Cognitive aging is what happens to the brain over time, absent disease like Alzheimer's. Aging's toll on the brain is influenced by protective and risk factors, genetics and more. The changes should not lead to clinical diagnosis, like dementia, although memory may be less sharp and speed may slow. Yaffe sees positives to the aging brain, too: sounder judgment, better vocabulary, more positive feelings.

But cognitive aging's effects can be difficult for older adults and their kin. "They can manifest themselves as decreased judgment regarding when to make a left turn while in a busy intersection, uncertainty whether a new financial investment is a wise choice or a fraudulent scam or declining ability to take care of ones overall health."

A 2012 AARP survey found degenerative brain disorders are a major worry people have about growing old. But while a disease like Alzheimer's is "a very terrible disease, it affects only 10 percent of the aging population," said Marilyn Albert, Ph.D., an IOM report co-author and director of the Division of Cognitive Neuroscience at Johns Hopkins University School of Medicine. "Cognitive aging affects the rest. And although people completely understand that their kidneys or lungs might age, they don't particularly understand that's also true for the brain. There can be age-related changes in the brain that affect mental abilities that aren't disease."

Although at 84 her dad's still quite healthy, slowed reaction time and somewhat questionable judgment have worried Sylvia Penn and her siblings.

The Pittsburgh, Pennsylvania, woman and her two brothers recently convinced their father to give up his car keys. It won't stun them if at some point he cannot live alone although she checks in daily, she said. In the meantime, she actively seeks ways to slow aging-related decline. She encourages him to be involved with her family and his church and they often go for walks, although he's more sedentary than she would like because of arthritis.

Reducing damage

The report emphasizes the brain is susceptible to the same things that hurt the heart, like diabetes or high blood pressure or smoking. Just as strategies like adequate exercise and an attentive physician help heart health, they can aid brain health, too. Recognizing it provides guidance for adult children of elderly people, for caretakers and for the individuals themselves.

People can promote cognitive health with physical activity, the report says. Reducing heart disease risk factors reduces the cognitive-woe quotient. The report says to control blood pressure and blood sugar levels and don't smoke. It recommends collaborating with a doctor and recognizing that some medications including over-the-counter drugs can hurt mental status.

The report lists other strategies believed to help: Be socially and intellectually active, get plenty of sleep, monitor medications.

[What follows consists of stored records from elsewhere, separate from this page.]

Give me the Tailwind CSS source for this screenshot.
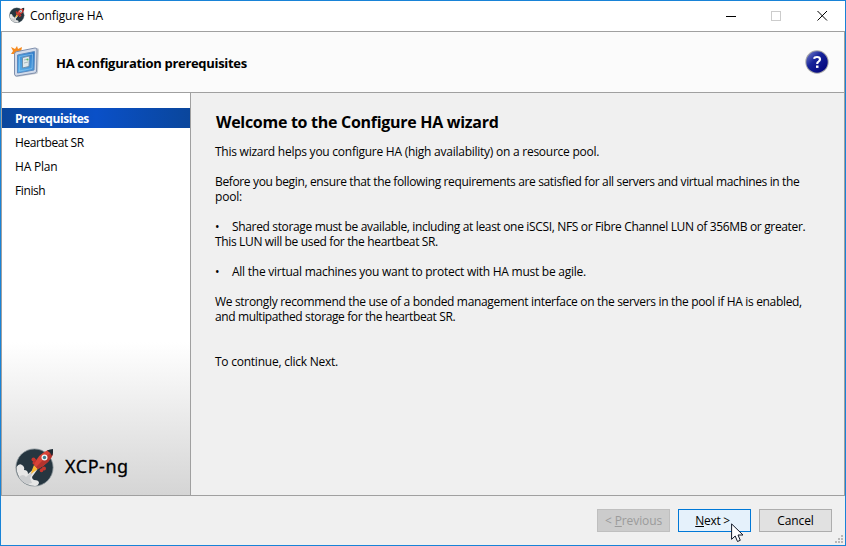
<!DOCTYPE html>
<html lang="en">
<head>
<meta charset="utf-8">
<title>Configure HA</title>
<script src="https://cdn.jsdelivr.net/npm/@tailwindcss/browser@4"></script>
</head>
<body class="overflow-hidden">
<svg class="hidden">
  <symbol id="rocket" viewBox="0 0 40 40">
    <circle cx="19.500" cy="20.500" r="18.600" fill="#263640" stroke="#8d979c" stroke-width=".8"/>
    <path d="M1.500 20Q4 16 7 18Q10 20 9 23Q13 23 13 27L20 21L22 23L17 30Q17 32 19 33Q24 33 24 36Q23 39 20 39A18.600 18.600 0 0 1 1.500 20Z" fill="#e6e6e6"/>
    <path d="M4 30Q8 26 11 30L20 22L15 31L17 36L13 37Q6 35 4 30Z" fill="#cbcdcf"/>
    <path d="M19 16L17 13L21 12L21 17ZM25 22L29 20L30 23L26 23Z" fill="#b9302b"/>
    <circle cx="18.500" cy="12.500" r="2" fill="#c5362e"/><circle cx="19" cy="16" r="1.500" fill="#c5362e"/><circle cx="29" cy="21.500" r="2" fill="#c5362e"/><circle cx="26.500" cy="23.500" r="1.800" fill="#c5362e"/>
    <path d="M19 18L23 22L20 24L16 27L17 23Z" fill="#fbb934"/>
    <path d="M19 18Q23 7 33 3L38 7Q35 16 23 22Z" fill="#d84337"/>
    <path d="M21 20L36 5L38 7Q35 16 23 22Z" fill="#b5342e"/>
    <path d="M32 3.500Q35 2 38 2Q38.500 6 37 9Q35 5 32 3.500Z" fill="#1d2a33"/>
    <circle cx="29.500" cy="10.500" r="3" fill="#f2f6f7"/><circle cx="29.500" cy="10.500" r="1.700" fill="#3c7e91"/>
  </symbol>
</svg>
<div class="w-[846px] h-[546px] border border-[#1883d7] bg-[#f0f0f0] flex flex-col font-['Open_Sans','Noto_Sans',sans-serif] text-[12px] leading-[15px] text-black whitespace-nowrap">
  <header class="h-[30px] shrink-0 bg-white flex items-center pl-2">
    <svg class="size-4 mb-0.5"><use href="#rocket"/></svg>
    <span class="ml-[5px] mb-0.5 tracking-[-0.1px]">Configure HA</span>
    <svg class="ml-auto mr-[15px] w-[104px] h-[12px] mb-0.5" viewBox="0 0 104 12" fill="none" shape-rendering="crispEdges">
      <path d="M0 7.500H10" stroke="#000"/><rect x="45.500" y="2.500" width="9" height="9" stroke="#ccc"/>
      <path d="M91.500 2L101 11.500M101 2L91.500 11.500" stroke="#000" shape-rendering="auto"/>
    </svg>
  </header>
  <main class="h-[465px] shrink-0 border border-[#a0a0a0] flex flex-col">
    <section class="h-[61px] shrink-0 bg-[#fbfbfb] border-b border-[#a0a0a0] flex items-center pl-[9px] pr-[15px]">
      <svg class="size-8" viewBox="0 0 32 32">
        <defs><linearGradient id="panel" x1="1" y1="0" x2="0" y2="1"><stop stop-color="#2b78c8"/><stop offset="1" stop-color="#5db4ec"/></linearGradient></defs>
        <path d="M0 1L4 3L6 0L7 3L11 1L10 6L7 10L3 12L3 8L0 8L2 5Z" fill="#f68a1e"/>
        <path d="M5 8Q4 6 6 6L26 2Q28 2 28 4L27 26Q27 28 25 28L6 31Q4 31 4 29Z" fill="#929dad" opacity=".5"/>
        <path d="M3.500 8Q3.500 6 5.500 5.700L24 2Q26 1.800 26 4L25.500 25Q25.500 26.500 24 27L5.500 30Q3.500 30 3.500 28Z" fill="#d2dbea" stroke="#8090ad"/>
        <path d="M6.500 9L23.500 5.500L23 24L6.500 27Z" fill="url(#panel)" stroke="#5b8ac0"/>
        <path d="M8.500 10.500L21.500 8L21 22.500L8.500 25Z" fill="none" stroke="#8cc4ee" stroke-width=".7"/>
        <path d="M11.500 11.500L18.500 10L18 20.500L11.500 22Z" fill="#dfe8ec" stroke="#6f8fac"/>
        <path d="M13 14L16 13.300M13 17L17 16" stroke="#a8b9bd"/><circle cx="16.500" cy="13.500" r="1" fill="#54be57"/>
      </svg>
      <h1 class="ml-[13px] mt-0.5 font-bold text-[13px] tracking-[-0.31px]">HA configuration prerequisites</h1>
      <svg class="ml-auto size-6" viewBox="0 0 24 24">
        <defs><linearGradient id="ball" x1="0" y1="0" x2="1" y2="1"><stop stop-color="#7d86cf"/><stop offset=".4" stop-color="#16239a"/><stop offset="1" stop-color="#000075"/></linearGradient></defs>
        <circle cx="12" cy="12" r="11.700" fill="#a6a6a8"/><circle cx="12" cy="12" r="10.700" fill="url(#ball)"/>
        <path d="M9 8.700Q9.500 7 12 7Q15 7 15 9.300Q15 10.700 13.500 11.600Q12.200 12.300 12.200 14" fill="none" stroke="#fff" stroke-width="2.200"/><rect x="11" y="15.500" width="2.500" height="2.400" fill="#fff"/>
      </svg>
    </section>
    <div class="flex flex-1 min-h-0">
      <nav class="w-[189px] shrink-0 border-r border-[#a0a0a0] bg-linear-to-b from-white from-[62%] to-[#d5d5d5] flex flex-col pt-[15px]">
        <div class="h-5 bg-linear-to-r from-[#0a469c] via-[#0a50c8] to-[#0a469c] text-white font-bold pl-[13px] pt-[3px] tracking-[-0.45px]">Prerequisites</div>
        <div class="flex flex-col gap-[9px] pl-[13px] pt-[7px] tracking-[-0.4px]"><div>Heartbeat SR</div><div class="tracking-[-0.2px]">HA Plan</div><div>Finish</div></div>
        <div class="mt-auto mb-[8px] pl-[13px] flex items-center"><svg class="size-10"><use href="#rocket"/></svg><span class="ml-[10px] mb-0.5 font-['Noto_Sans'] text-[18px] leading-6 tracking-[0.55px] [-webkit-text-stroke:0.3px_black]">XCP-ng</span></div>
      </nav>
      <article class="pl-[24px] pt-[19px]">
        <h2 class="font-bold text-[16px] leading-5 mb-[12px] ml-px tracking-[-0.29px]">Welcome to the Configure HA wizard</h2>
        <p class="mb-[15px] tracking-[-0.25px]">This wizard helps you configure HA (high availability) on a resource pool.</p>
        <div class="mb-[15px]"><p class="tracking-[-0.36px]">Before you begin, ensure that the following requirements are satisfied for all servers and virtual machines in the</p><p class="tracking-[-0.2px]">pool:</p></div>
        <div class="mb-[15px]"><p class="flex tracking-[-0.345px]"><span class="w-[17px]">•</span>Shared storage must be available, including at least one iSCSI, NFS or Fibre Channel LUN of 356MB or greater.</p><p class="tracking-[-0.35px]">This LUN will be used for the heartbeat SR.</p></div>
        <p class="flex mb-[15px] tracking-[-0.25px]"><span class="w-[17px]">•</span>All the virtual machines you want to protect with HA must be agile.</p>
        <div class="mb-[30px]"><p class="tracking-[-0.325px]">We strongly recommend the use of a bonded management interface on the servers in the pool if HA is enabled,</p><p class="tracking-[-0.38px]">and multipathed storage for the heartbeat SR.</p></div>
        <p class="tracking-[-0.24px]">To continue, click Next.</p>
      </article>
    </div>
  </main>
  <footer class="flex-1 flex gap-2 justify-end pt-[13px] pr-[13px] relative">
    <button class="w-[73px] h-[23px] border border-[#bfbfbf] bg-[#ccc] text-[#9b9b9b] tracking-[-0.1px]">&lt; <u>P</u>revious</button>
    <button class="w-[73px] h-[23px] border border-[#0078d7] bg-[#e5f1fb] pr-1 tracking-[-0.3px]"><u>N</u>ext &gt;</button>
    <button class="w-[73px] h-[23px] border border-[#adadad] bg-[#e1e1e1] tracking-[-0.1px]">Cancel</button>
    <svg class="absolute right-[2px] bottom-[2px] size-2" viewBox="0 0 8 8" fill="#b8b8b8"><path d="M6 0h2v2H6zM3 3h2v2H3zM6 3h2v2H6zM0 6h2v2H0zM3 6h2v2H3zM6 6h2v2H6z"/></svg>
    <svg class="absolute left-[730px] top-[27px] w-[13px] h-[20px]" viewBox="0 0 13 20"><path d="M.6.900V16.300L4.200 13L6.500 18.500L9.300 17.300L7 12H12Z" fill="#fff" stroke="#111827"/></svg>
  </footer>
</div>
</body>
</html>
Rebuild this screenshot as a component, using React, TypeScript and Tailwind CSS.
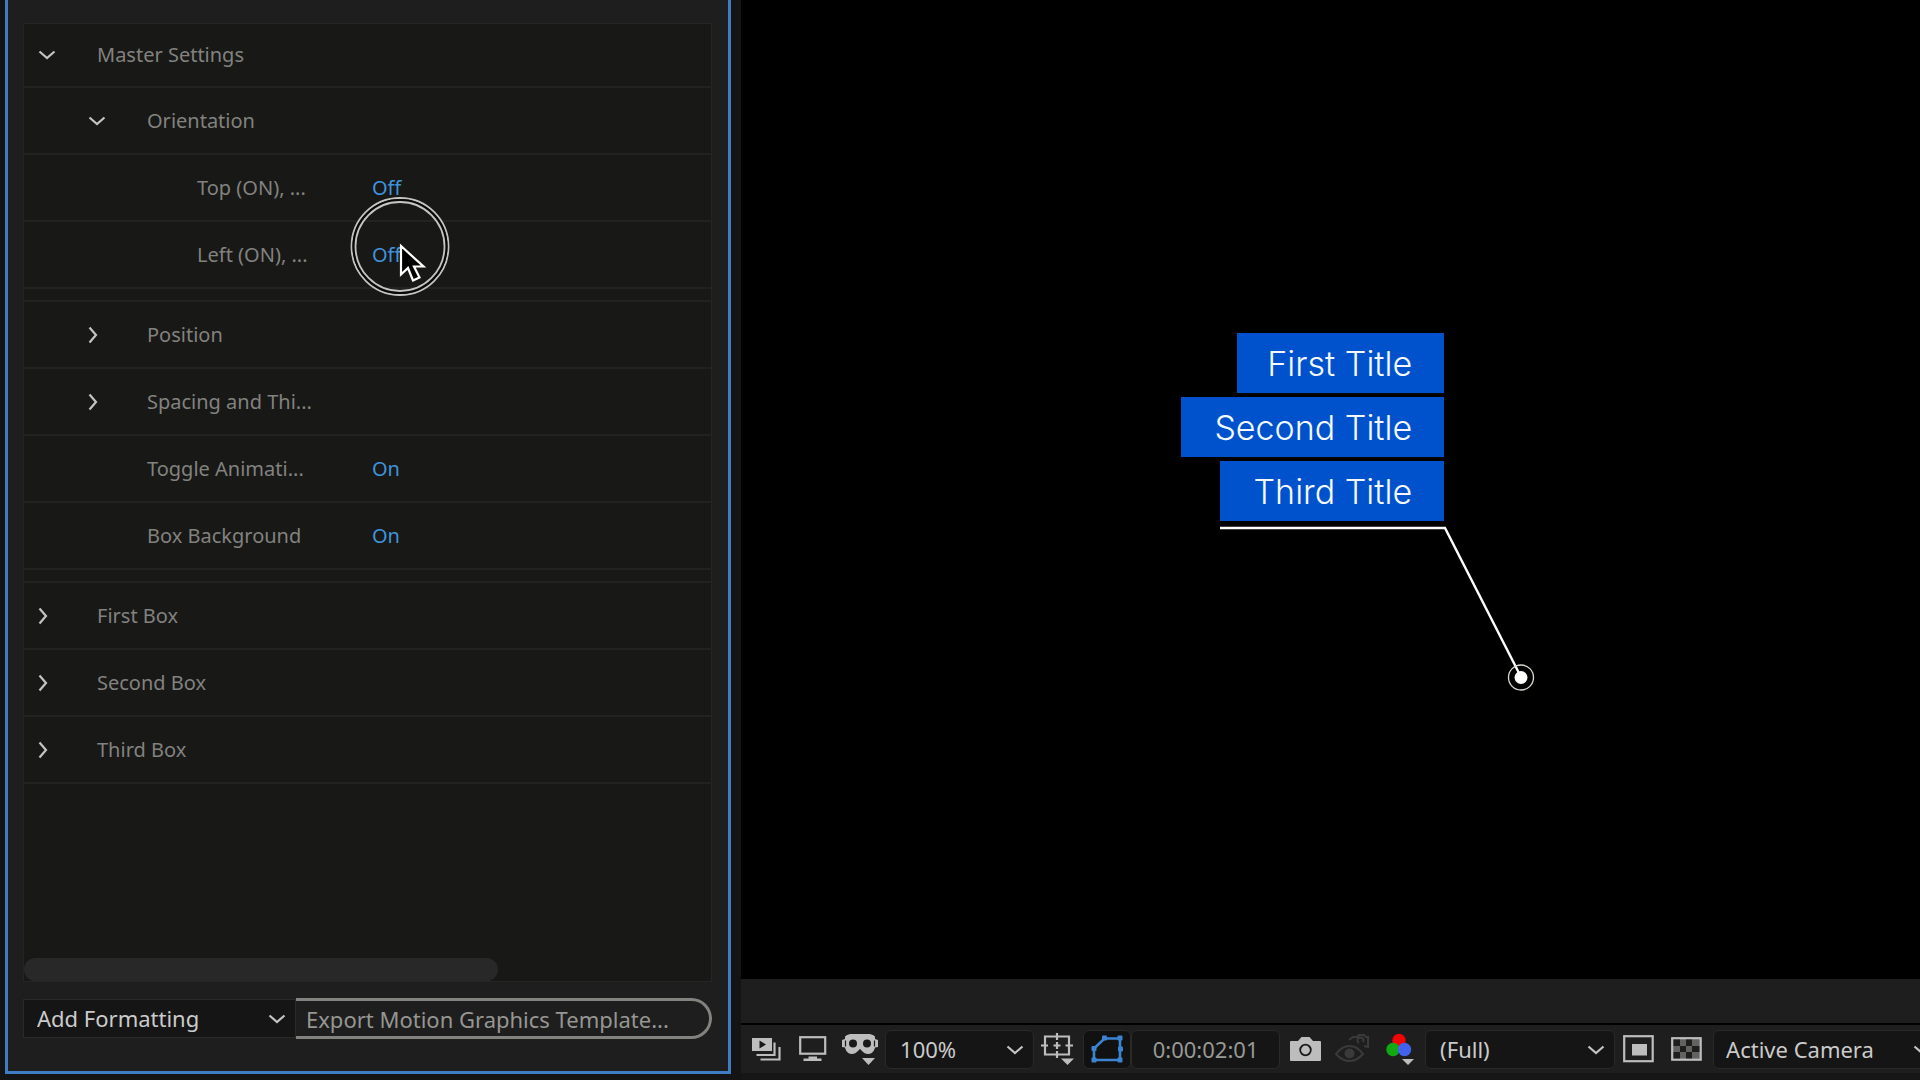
import { useState } from "react";
import type { ReactNode } from "react";

type Row = {
  label: string;
  level: 0 | 1 | 2;
  chevron?: "down" | "right";
  value?: "On" | "Off";
  spacerAfter?: boolean;
};

const rows: Row[] = [
  { label: "Master Settings", level: 0, chevron: "down" },
  { label: "Orientation", level: 1, chevron: "down" },
  { label: "Top (ON), ...", level: 2, value: "Off" },
  { label: "Left (ON), ...", level: 2, value: "Off", spacerAfter: true },
  { label: "Position", level: 1, chevron: "right" },
  { label: "Spacing and Thi...", level: 1, chevron: "right" },
  { label: "Toggle Animati...", level: 1, value: "On" },
  { label: "Box Background", level: 1, value: "On", spacerAfter: true },
  { label: "First Box", level: 0, chevron: "right" },
  { label: "Second Box", level: 0, chevron: "right" },
  { label: "Third Box", level: 0, chevron: "right" },
];

const indent = { 0: "pl-3.5", 1: "pl-16", 2: "pl-[114px]" };

function ChevronDown({ className = "" }: { className?: string }) {
  return (
    <svg className={className} width="18" height="10" viewBox="0 0 18 10" fill="none" stroke="#c4c4c4" strokeWidth="2.2" aria-hidden="true">
      <path d="M1.5 1.5 9 8 16.500 1.500" />
    </svg>
  );
}

function ChevronRight() {
  return (
    <svg width="10" height="18" viewBox="0 0 10 18" fill="none" stroke="#c4c4c4" strokeWidth="2.2" aria-hidden="true">
      <path d="M1.500 1.500 8 9 1.500 16.500" />
    </svg>
  );
}

function Toggle({ initial, label }: { initial: "On" | "Off"; label: string }) {
  const [value, setValue] = useState(initial);
  return (
    <button type="button" aria-label={`${label} ${value}`} className="text-[#3f94dc]" onClick={() => setValue(value === "On" ? "Off" : "On")}>
      {value}
    </button>
  );
}

function PropertyRow({ row, first }: { row: Row; first: boolean }) {
  return (
    <li className={row.spacerAfter ? "border-b-2 border-[#222220] pb-[11px]" : ""}>
      <div className={`flex items-center border-b-2 border-[#222221] text-xl ${first ? "h-16" : "h-[67px]"}`}>
        <div className={`w-[348px] shrink-0 ${indent[row.level]}`}>
          {row.chevron ? (
            <button type="button" aria-expanded={row.chevron === "down"} className="flex items-center">
              <span className="w-[59px] text-left">{row.chevron === "down" ? <ChevronDown /> : <ChevronRight />}</span>
              {row.label}
            </button>
          ) : (
            <span className="flex pl-[59px]">{row.label}</span>
          )}
        </div>
        {row.value && <Toggle initial={row.value} label={row.label} />}
      </div>
    </li>
  );
}

function Dropdown({ label, options, className, selectClass }: { label: string; options: string[]; className: string; selectClass: string }) {
  return (
    <div className={`relative h-[39px] shrink-0 ${className}`}>
      <select aria-label={label} className={`h-full w-full appearance-none border border-[#292929] bg-[#151515] text-[#cbcbcb] outline-none ${selectClass}`}>
        {options.map((o) => (
          <option key={o}>{o}</option>
        ))}
      </select>
      <ChevronDown className="pointer-events-none absolute right-2.5 top-[15px]" />
    </div>
  );
}

function IconButton({ label, className, children }: { label: string; className: string; children: ReactNode }) {
  return (
    <button type="button" aria-label={label} className={`flex h-[39px] shrink-0 items-center ${className}`}>
      {children}
    </button>
  );
}

function Pointer() {
  return (
    <svg className="pointer-events-none absolute left-[350px] top-[196px]" width="100" height="102" viewBox="0 0 100 102" fill="none" aria-hidden="true">
      <circle cx="50" cy="50.500" r="48.500" stroke="#c4c4c0" strokeWidth="1.800" />
      <circle cx="50" cy="50.500" r="46.500" stroke="#080808" strokeWidth="2" />
      <circle cx="50" cy="50.500" r="44.500" stroke="#c4c4c0" strokeWidth="1.800" />
      <path d="M51 50V78.500L58 72L63 84.500L69.500 81.500L64 70.500H73.500Z" fill="#000" stroke="#fff" strokeWidth="2.200" />
    </svg>
  );
}

function ControlsPanel() {
  return (
    <aside className="flex w-[38.6%] shrink-0 bg-[#141414] pb-1.5 pl-[5px] pr-2.5">
      <section className="flex min-w-0 flex-1 flex-col border-x-[3px] border-b-[3px] border-[#3e7cc4] bg-[#1e1e1e] pb-8 pl-[15px] pr-4 pt-[23px]">
        <div className="flex flex-1 flex-col justify-between border border-[#252525] bg-[#181817]">
          <ul className="text-[#82827f]">
            {rows.map((row, i) => (
              <PropertyRow key={row.label} row={row} first={i === 0} />
            ))}
          </ul>
          <div className="h-[23px] w-[69%] rounded-full bg-[#282828]" />
        </div>
        <div className="mt-4 flex items-center">
          <Dropdown
            label="Add formatting"
            options={["Add Formatting", "Add Group", "Add Comment"]}
            className="w-[273px]"
            selectClass="pl-[13px] text-[22px]"
          />
          <button
            type="button"
            className="h-[41px] flex-1 whitespace-nowrap rounded-r-full border-y-[3px] border-r-[3px] border-[#82827e] pl-2.5 text-left text-[22px] leading-8 text-[#969692]"
          >
            Export Motion Graphics Template...
          </button>
        </div>
      </section>
    </aside>
  );
}

function Callout() {
  const box = "flex h-[60px] items-center justify-end bg-[#0052cc] pr-8 whitespace-nowrap";
  return (
    <div className="absolute left-[440px] top-[333px] flex w-[263px] flex-col items-end gap-1 font-['Inter',sans-serif] text-[34px] font-light text-[#f4faff]">
      <div className={`w-[207px] ${box}`}>First Title</div>
      <div className={`w-[263px] ${box}`}>Second Title</div>
      <div className={`w-[224px] ${box}`}>Third Title</div>
      <svg className="absolute left-[39px] top-[192px]" width="320" height="170" viewBox="0 0 320 170" fill="none" aria-hidden="true">
        <path d="M0 3H225L301 152" stroke="#fff" strokeWidth="2.400" />
        <circle cx="301" cy="152.500" r="6.500" fill="#fff" />
        <circle cx="301" cy="152.500" r="12.500" stroke="#d8d8d0" strokeWidth="1.300" />
      </svg>
    </div>
  );
}

function ViewerToolbar() {
  return (
    <div className="flex h-[50px] items-center overflow-hidden border-t-2 border-black bg-[#1e1e1e] pl-[11px] text-[22px] text-[#c4c4c4]">
      <IconButton label="Always preview this view" className="w-[47px]">
        <svg width="30" height="26" viewBox="0 0 30 26" fill="none" aria-hidden="true">
          <path d="M0 2H20V15H0Z" fill="#bdbdbd" />
          <path d="M7.500 4.500V12.500L14 8.500Z" fill="#181818" />
          <path d="M22.500 6.500V19H4.500M27.500 11V23.500H8.500" stroke="#bdbdbd" strokeWidth="2.200" />
        </svg>
      </IconButton>
      <IconButton label="Primary viewer" className="w-[43px]">
        <svg width="28" height="26" viewBox="0 0 28 26" fill="none" aria-hidden="true">
          <rect x="1.200" y="1.200" width="25" height="16.500" stroke="#bdbdbd" strokeWidth="2.200" />
          <path d="M9.500 20.500H18V22.500H22.500V25H4.500V22.500H9.500Z" fill="#bdbdbd" />
        </svg>
      </IconButton>
      <IconButton label="View options" className="w-[43px]">
        <svg width="36" height="32" viewBox="0 0 36 32" fill="none" aria-hidden="true">
          <path d="M3 3.500C5 1.500 8 1 10 1H26C28 1 31 1.500 33 3.500V6L36 7V14L33 14.500C32 19 29 21 26 21C22 21 20.500 18 18 16C15.500 18 14 21 10 21C7 21 4 19 3 14.500L0 14V7L3 6Z" fill="#bdbdbd" />
          <circle cx="11" cy="10.500" r="4" fill="#181818" />
          <circle cx="25" cy="10.500" r="4" fill="#181818" />
          <path d="M3.500 7.500V13.500M32.500 7.500V13.500" stroke="#181818" strokeWidth="1.200" />
          <path d="M20 25H33L26.500 32Z" fill="#bdbdbd" />
        </svg>
      </IconButton>
      <Dropdown label="Magnification" options={["100%", "50%", "200%"]} className="w-[149px]" selectClass="rounded-md pl-3.5" />
      <IconButton label="Grid and guide options" className="w-[49px] pl-[7px]">
        <svg width="34" height="32" viewBox="0 0 34 32" fill="none" stroke="#bdbdbd" strokeWidth="2.200" aria-hidden="true">
          <path d="M4 3.500H28V21.500H4ZM16 0V7M16 18V25M0 12.500H7M24.500 12.500H32M12.500 12.500H19.500M16 9V16" />
          <path d="M20 25.500H33L26.500 32Z" fill="#bdbdbd" stroke="none" />
        </svg>
      </IconButton>
      <IconButton label="Toggle mask and shape path visibility" className="w-12 justify-center rounded-md border border-[#292929] bg-[#111111]">
        <svg width="32" height="28" viewBox="0 0 32 28" fill="none" aria-hidden="true">
          <path d="M3 25V13.500L13.500 3.500H29V25Z" stroke="#3d84d0" strokeWidth="2.600" />
          <g fill="#3d84d0">
            <rect x="0.500" y="22.500" width="5" height="5" rx="1" />
            <rect x="0.500" y="11" width="5" height="5" rx="1" />
            <rect x="11" y="0.500" width="5" height="5" rx="1" />
            <rect x="26.500" y="0.500" width="5" height="5" rx="1" />
            <rect x="27" y="11.500" width="5" height="5" rx="1" />
            <rect x="26.500" y="22.500" width="5" height="5" rx="1" />
          </g>
        </svg>
      </IconButton>
      <button type="button" className="h-[39px] w-[149px] shrink-0 rounded-md border border-[#292929] bg-[#151515] text-[#999996]">
        0:00:02:01
      </button>
      <IconButton label="Take snapshot" className="w-[55px] pl-2.5">
        <svg width="31" height="26" viewBox="0 0 31 26" fill="none" aria-hidden="true">
          <path d="M1 5H8L11.500 1H19.500L23 5H30Q31 5 31 6V24Q31 25 30 25H1Q0 25 0 24V6Q0 5 1 5Z" fill="#bdbdbd" />
          <circle cx="15.500" cy="14" r="5.300" fill="#bdbdbd" stroke="#1a1a1a" strokeWidth="1.800" />
        </svg>
      </IconButton>
      <IconButton label="Show snapshot" className="w-[51px]">
        <svg width="34" height="30" viewBox="0 0 34 30" fill="none" stroke="#3a3a3a" strokeWidth="2" aria-hidden="true">
          <path d="M1 20Q7 12 14.500 12T28 20Q22 27 14.500 27T1 20Z" />
          <circle cx="14.500" cy="19.500" r="4" fill="#3a3a3a" />
          <path d="M14 6L18 3H22L24 1H29L31 3H33V13L29 12M24 9A3 3 0 1 1 28 8" />
        </svg>
      </IconButton>
      <IconButton label="Show channel" className="w-[39px]">
        <svg width="29" height="32" viewBox="0 0 29 32" aria-hidden="true">
          <circle cx="13" cy="7.500" r="6.700" fill="#f00505" />
          <circle cx="7" cy="16.500" r="6.700" fill="#12a812" />
          <circle cx="18.500" cy="16.500" r="6.700" fill="#4262ee" />
          <path d="M16 26H28L22 32Z" fill="#bdbdbd" />
        </svg>
      </IconButton>
      <Dropdown label="Resolution" options={["(Full)", "(Half)", "(Quarter)"]} className="w-[190px]" selectClass="rounded-md pl-3.5" />
      <IconButton label="Region of interest" className="w-14 pl-2">
        <svg width="31" height="28" viewBox="0 0 31 28" fill="none" aria-hidden="true">
          <rect x="1.200" y="1.200" width="28.500" height="25" stroke="#bdbdbd" strokeWidth="2.200" />
          <rect x="9" y="9" width="15" height="11.500" fill="#bdbdbd" />
        </svg>
      </IconButton>
      <IconButton label="Toggle transparency grid" className="w-[42px]">
        <svg width="31" height="24" viewBox="0 0 31 24" fill="none" aria-hidden="true">
          <path d="M9 2H15V9H9ZM21 2H29V9H21ZM2 9H9V15H2ZM15 9H21V15H15ZM9 15H15V22H9ZM21 15H29V22H21Z" fill="#626260" />
          <rect x="1.200" y="1.200" width="28.500" height="21.500" stroke="#bdbdbd" strokeWidth="2.200" />
        </svg>
      </IconButton>
      <Dropdown label="3D view" options={["Active Camera", "Front", "Left", "Top"]} className="w-[228px]" selectClass="rounded-md pl-3" />
    </div>
  );
}

export default function App() {
  return (
    <main className="relative flex h-screen overflow-hidden bg-black font-['Noto_Sans',sans-serif]">
      <ControlsPanel />
      <section className="flex min-w-0 flex-1 flex-col bg-[#161616] pb-[7px]">
        <div className="relative flex-1 bg-black">
          <Callout />
        </div>
        <div className="h-11 bg-[#1e1e1e]" />
        <ViewerToolbar />
      </section>
      <Pointer />
    </main>
  );
}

Prince, the retired dentist, touts sleep as vital throughout life and certainly if one hopes to age well mentally. Even before you're old, he said, not sleeping enough causes problems. And it makes people grumpy to boot. He's an early-to-bed, early-to-rise kind of guy who says he doesn't sit around much. Parking in front of a television has little appeal.

While Albert said most people probably experience age-related changes, it's well-known that some people in their 80s perform as well as people in their 30s at some tasks. "That's what we would like for everybody," she said. "We're trying to say, 'What are the basic things that happen with age and what can people do to maximize their function as they get older?'"

Albert said the concept of cognitive reserve suggests the brain has mechanisms that can help overcome pathology, so people function at a high level. It may result from having a "flexible and efficient" brain. More study is needed, the report says.

The report tells doctors to work with families to address concerns about mental function, to watch for changes that are not complained about and to be proactive in heading off preventable decline.

In the face of change, doctors have a lot to look at, including kidney and lung function or the possibility of vitamin deficiencies, among other things that impact cognition. They should also observe when there are no complaints, she added.

"Anybody knows if they are dealing with old people how variable it can be," Albert said. "Some people are doing remarkably well, and that's what we would like for everybody."